Et puis, la finesse avec laquelle sont décrits les sentiments les plus subtils. Mais peut-être
faut-il avoir vécu longtemps, très longtemps en couple pour saisir pleinement la justesse de ces
observations.
Enfin, ces quelques thèmes de réflexion parmi tous ceux suggérés par ce magnifique récit.
— Le mariage. Un défi pour les égoïsmes ; un cauchemar pour les âmes en peine ; un
« combat » enfin, pour la mère de Griffin.
— La famille. Ce lieu toujours prêt à vous offrir le meilleur, et le pire.
— Le pardon et l’oubli. La faute de Griffin est qu’il n’a pas oublié ; il n’a fait qu’écarter
pendant plus de trente ans un souvenir douloureux ; de sorte qu’au moment où il doit justifier son
mal-être, il n’a qu’à aller le rechercher.

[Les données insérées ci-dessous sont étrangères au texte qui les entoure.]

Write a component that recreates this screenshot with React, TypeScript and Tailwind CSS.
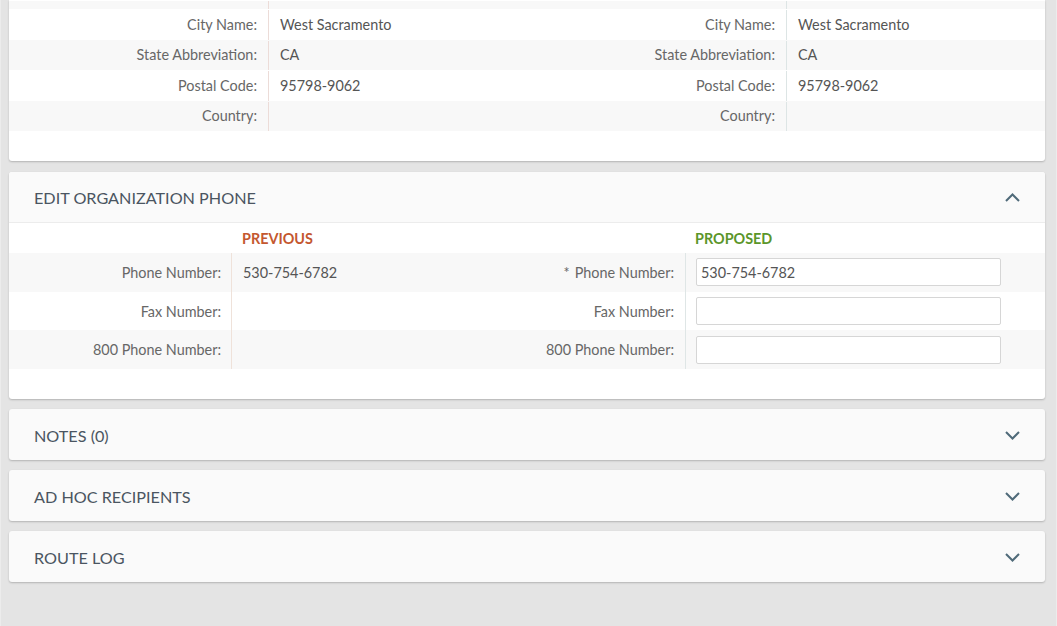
import React from 'react';

const addressRows = [
    { label: 'City Name:', value: 'West Sacramento' },
    { label: 'State Abbreviation:', value: 'CA' },
    { label: 'Postal Code:', value: '95798-9062' },
    { label: 'Country:', value: '' },
];

const phoneRows = [
    { label: 'Phone Number:', prev: '530-754-6782', proposed: '530-754-6782', required: true },
    { label: 'Fax Number:', prev: '', proposed: '', required: false },
    { label: '800 Phone Number:', prev: '', proposed: '', required: false },
];

const Chevron: React.FC<{ up?: boolean }> = ({ up }) => (
    <svg width="15" height="9" viewBox="0 0 15 9" className="shrink-0">
        <polyline
            points={up ? '1,8 7.5,1.5 14,8' : '1,1 7.5,7.5 14,1'}
            fill="none"
            stroke="#4f6a79"
            strokeWidth="2"
        />
    </svg>
);

const CollapsedPanel: React.FC<{ title: string }> = ({ title }) => (
    <div className="h-[51px] bg-[#fafafa] rounded-[3px] shadow-[0_1px_2px_rgba(0,0,0,0.22)] flex items-center justify-between pl-[25px] pr-[25px] mb-[10px]">
        <span className="text-[16.2px] text-[#4a5561] pt-[3px]">{title}</span>
        <span className="pt-[2px]"><Chevron /></span>
    </div>
);

export default function App() {
    return (
        <div className="min-h-[626px] bg-[#e4e4e4] pl-[8px] pr-[11px] font-['Lato','Noto_Sans',sans-serif] text-[14.4px] text-[#555] border-l border-l-[#ececec] border-r border-r-[#ececec]">
            {/* address card, scrolled past its top */}
            <div className="bg-white rounded-b-[3px] shadow-[0_1px_2px_rgba(0,0,0,0.22)] pb-[30px] mb-[11px]">
                <div className="grid grid-cols-4 h-[9px] bg-[#f8f8f8] border-t border-white">
                    <div />
                    <div className="border-l border-[#ecdcd8]" />
                    <div />
                    <div className="border-l border-[#dde5e5]" />
                </div>
                {addressRows.map((r, i) => (
                    <div key={r.label} className={`grid grid-cols-4 h-[30.5px] pt-[1px] ${i % 2 ? 'bg-[#f8f8f8]' : 'bg-white'}`}>
                        <div className="flex items-center justify-end pr-[11px] text-[#676767]">{r.label}</div>
                        <div className="flex items-center pl-[11px] border-l border-[#ecdcd8]">{r.value}</div>
                        <div className="flex items-center justify-end pr-[11px] text-[#676767]">{r.label}</div>
                        <div className="flex items-center pl-[11px] border-l border-[#dde5e5]">{r.value}</div>
                    </div>
                ))}
            </div>

            {/* phone card */}
            <div className="bg-white rounded-[3px] shadow-[0_1px_2px_rgba(0,0,0,0.22)] pb-[30px] mb-[10px]">
                <div className="h-[51px] bg-[#fafafa] rounded-t-[3px] border-b border-[#ececec] flex items-center justify-between pl-[25px] pr-[25px]">
                    <span className="text-[16.2px] text-[#4a5561] pt-[2px]">EDIT ORGANIZATION PHONE</span>
                    <Chevron up />
                </div>
                <div className="grid grid-cols-[222px_232px_222px_1fr] h-[30px] pt-[1px] items-center font-bold">
                    <div />
                    <div className="pl-[11px] text-[#c4572f]">PREVIOUS</div>
                    <div />
                    <div className="pl-[10px] text-[#5b962a]">PROPOSED</div>
                </div>
                {phoneRows.map((r, i) => (
                    <div key={r.label} className={`grid grid-cols-[222px_232px_222px_1fr] h-[38.7px] ${i % 2 ? 'bg-white' : 'bg-[#f8f8f8]'}`}>
                        <div className="flex items-center justify-end pr-[10px] pt-[1px] text-[#676767]">{r.label}</div>
                        <div className="flex items-center pl-[11px] pt-[1px] border-l border-[#efe2da]">{r.prev}</div>
                        <div className="flex items-center justify-end pr-[11px] pt-[1px] text-[#676767]">
                            {r.required && <span className="mr-[5px]">*</span>}
                            {r.label}
                        </div>
                        <div className="flex items-center pl-[10px] border-l border-[#dfe6e6]">
                            <input
                                defaultValue={r.proposed}
                                className="w-[305px] h-[28px] bg-white border border-[#d6d6d6] rounded-[2px] px-[4px] text-[14.4px] text-[#555] outline-none"
                            />
                        </div>
                    </div>
                ))}
            </div>

            <CollapsedPanel title="NOTES (0)" />
            <CollapsedPanel title="AD HOC RECIPIENTS" />
            <CollapsedPanel title="ROUTE LOG" />
        </div>
    );
}
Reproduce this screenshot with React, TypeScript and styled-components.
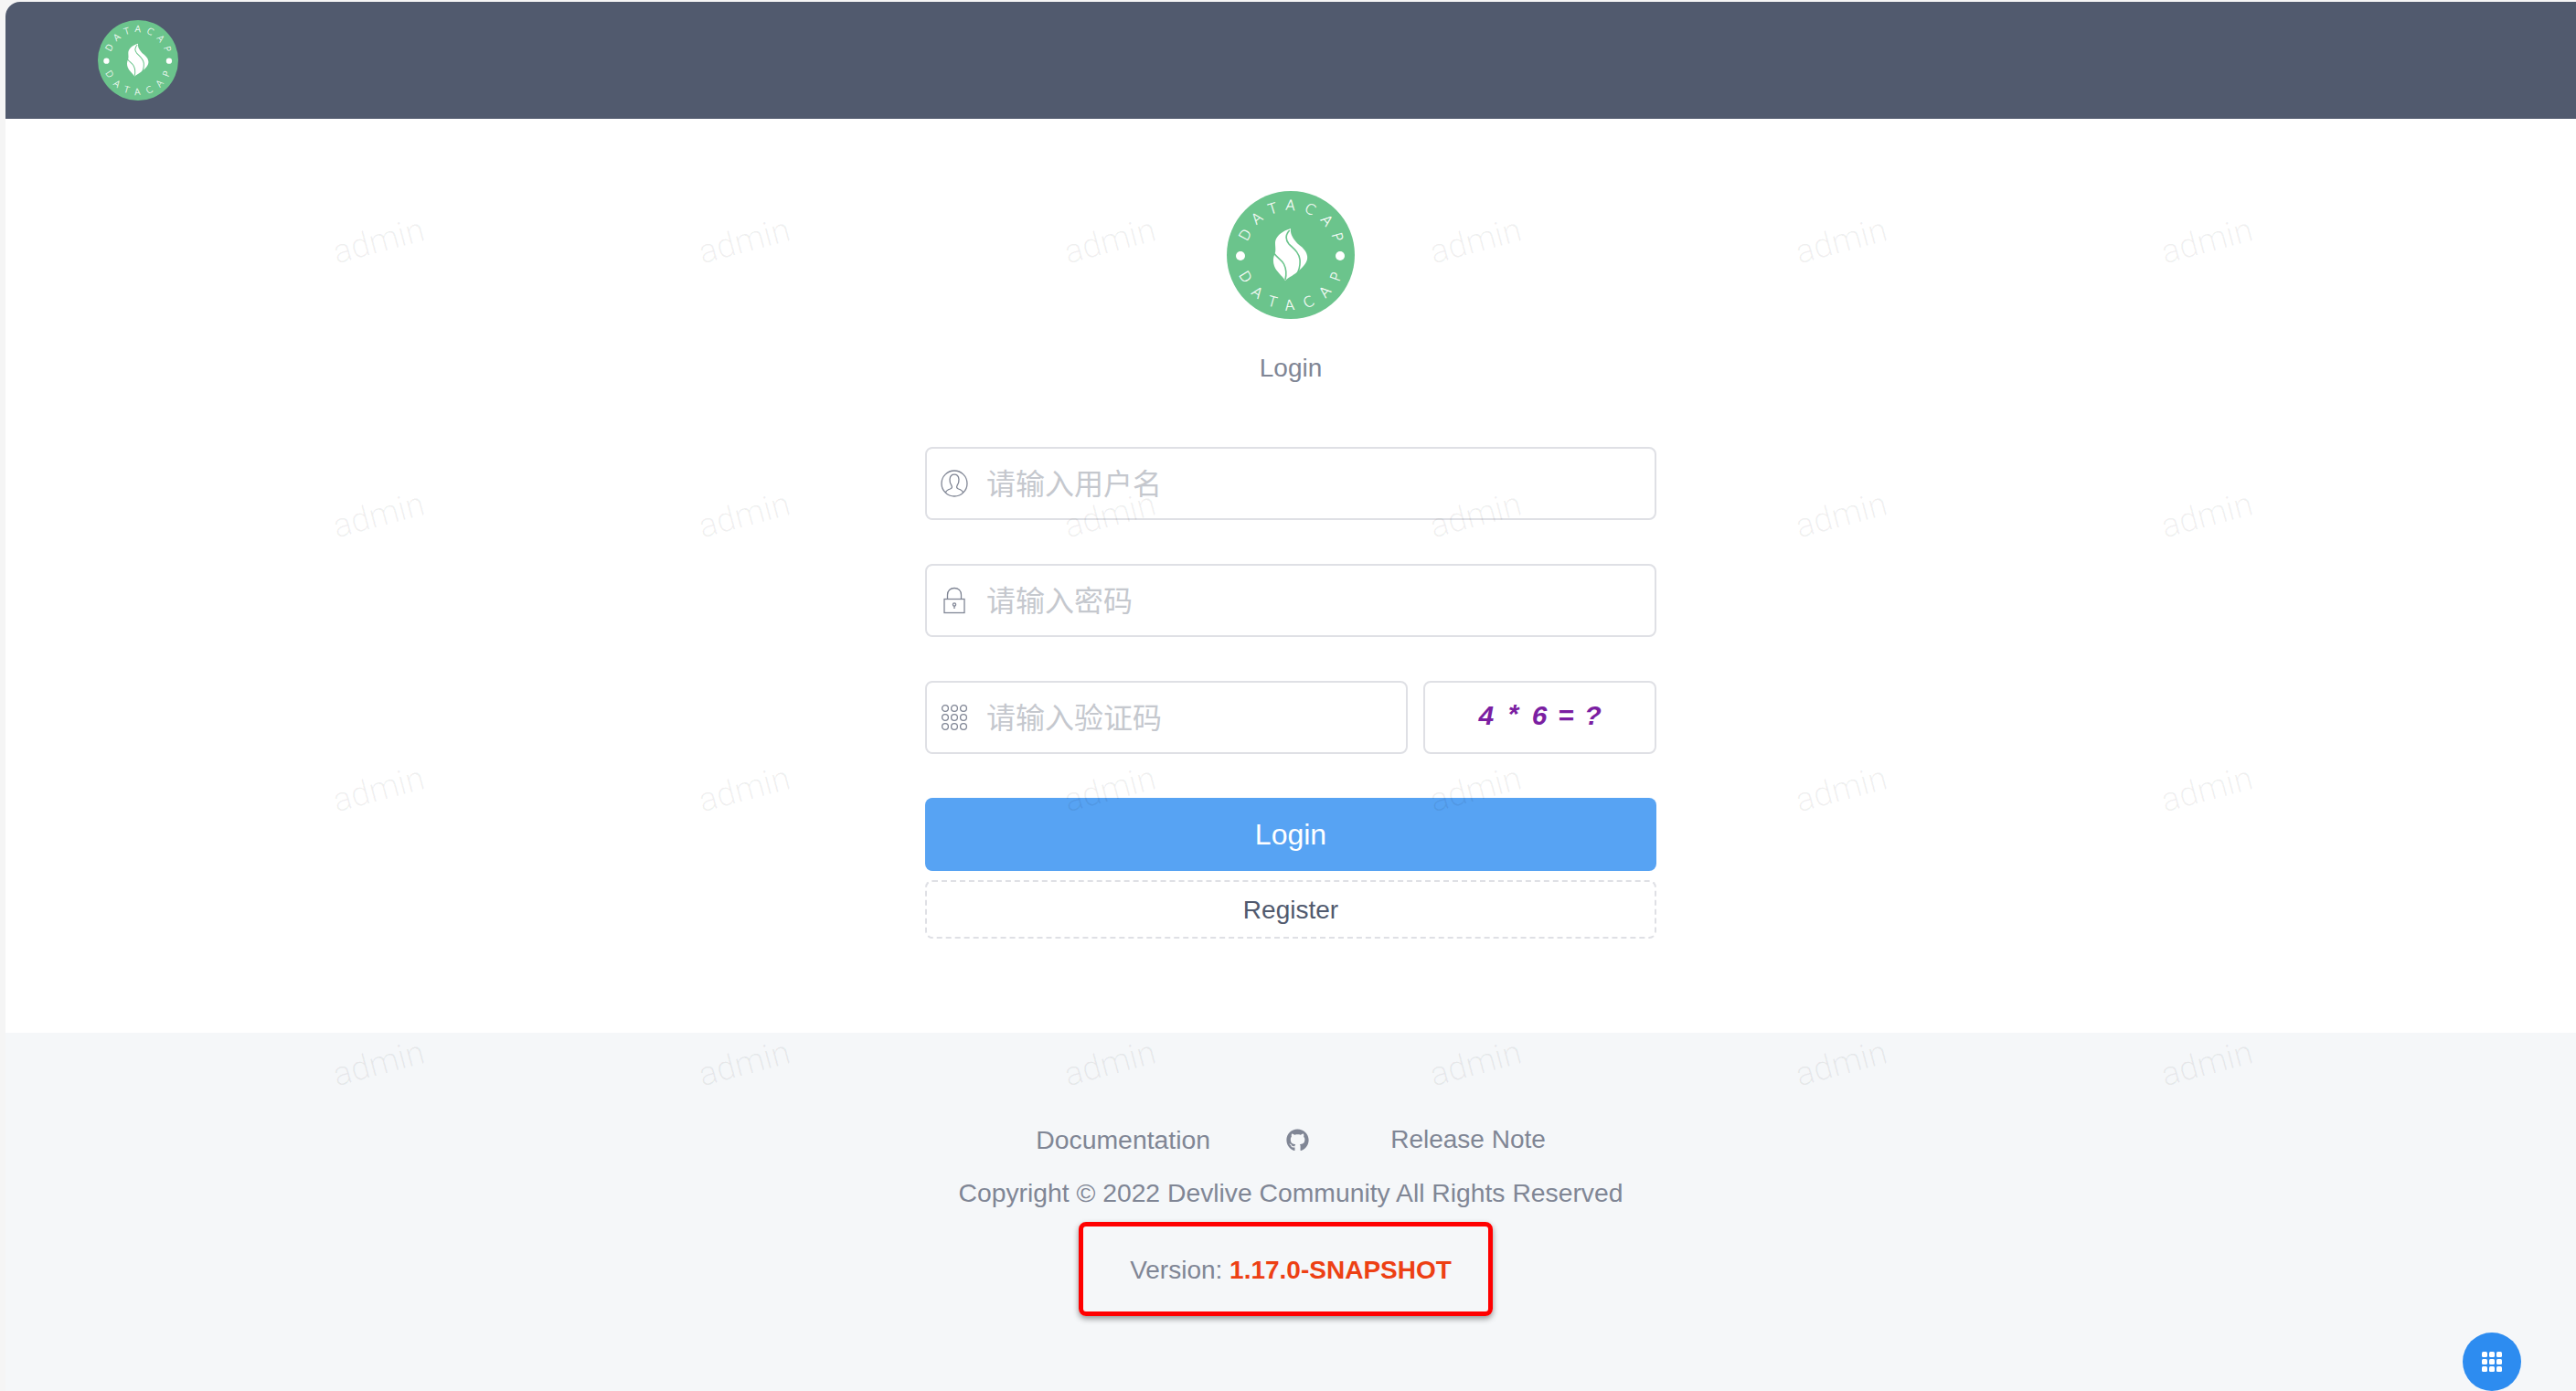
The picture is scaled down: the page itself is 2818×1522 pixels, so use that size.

— L’insatisfaction et son effet pernicieux. Griffin s’en prend brusquement à sa femme et
l’accuse d’être responsable de sa frustration et de son mal-être. Où l’on voit que l’amertume peut
rendre laid et profondément injuste.
— Le poids des parents. Même défunts, ceux de Griffin continuent de communiquer avec
lui : elle, constamment ; lui, chaque fois qu’il lui arrive un pépin — un parechoc froissé ou un
rétroviseur arraché. La difficulté qu’éprouve Griffin à se débarrasser de leurs cendres symbolise à
l’évidence son incapacité à se libérer de leur domination.
1 « Congenitally (au lieu de « congenially ») unhappy », dit-elle.